Authors: Simon M. Lucas,Alexander Dockhorn,Vanessa Volz,Chris Bamford,Raluca D. Gaina,Ivan Bravi,Diego Perez-Liebana,Sanaz Mostaghim,Rudolf Kruse
ArXiv: 1903.12508
Document:
PDF
DOI
Abstract URL: http://arxiv.org/abs/1903.12508v1
This paper investigates the effect of learning a forward model on the
performance of a statistical forward planning agent. We transform Conway's Game
of Life simulation into a single-player game where the objective can be either
to preserve as much life as possible or to extinguish all life as quickly as
possible.
In order to learn the forward model of the game, we formulate the problem in
a novel way that learns the local cell transition function by creating a set of
supervised training data and predicting the next state of each cell in the grid
based on its current state and immediate neighbours.

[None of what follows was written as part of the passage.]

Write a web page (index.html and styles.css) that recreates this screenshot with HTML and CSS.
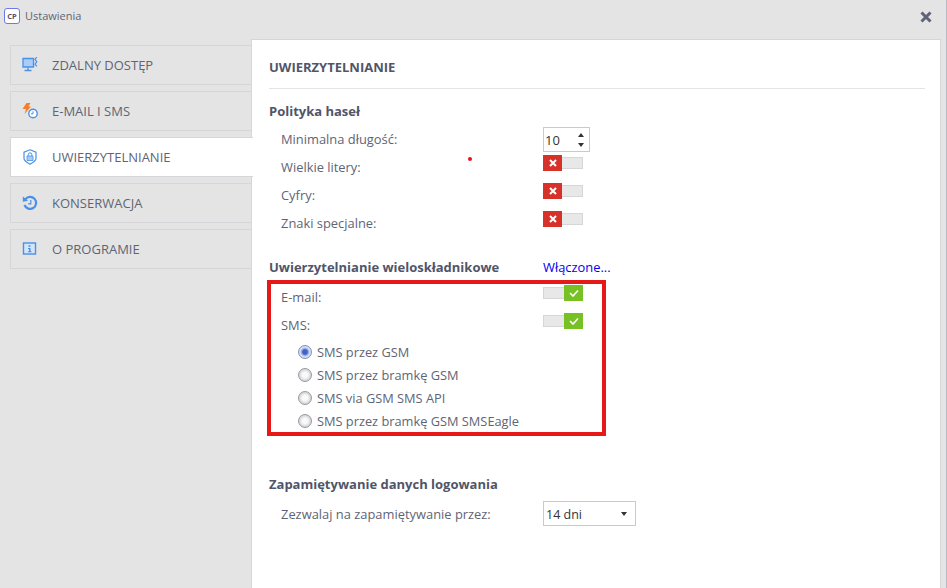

Using this method we are
able to harvest sufficient data to learn perfect forward models by observing
only a few complete state transitions, using either a look-up table, a decision
tree or a neural network.
In contrast, learning the complete state transition function is a much harder
task and our initial efforts to do this using deep convolutional auto-encoders
were less successful.
We also investigate the effects of imperfect learned models on prediction
errors and game-playing performance, and show that even models with significant
errors can provide good performance.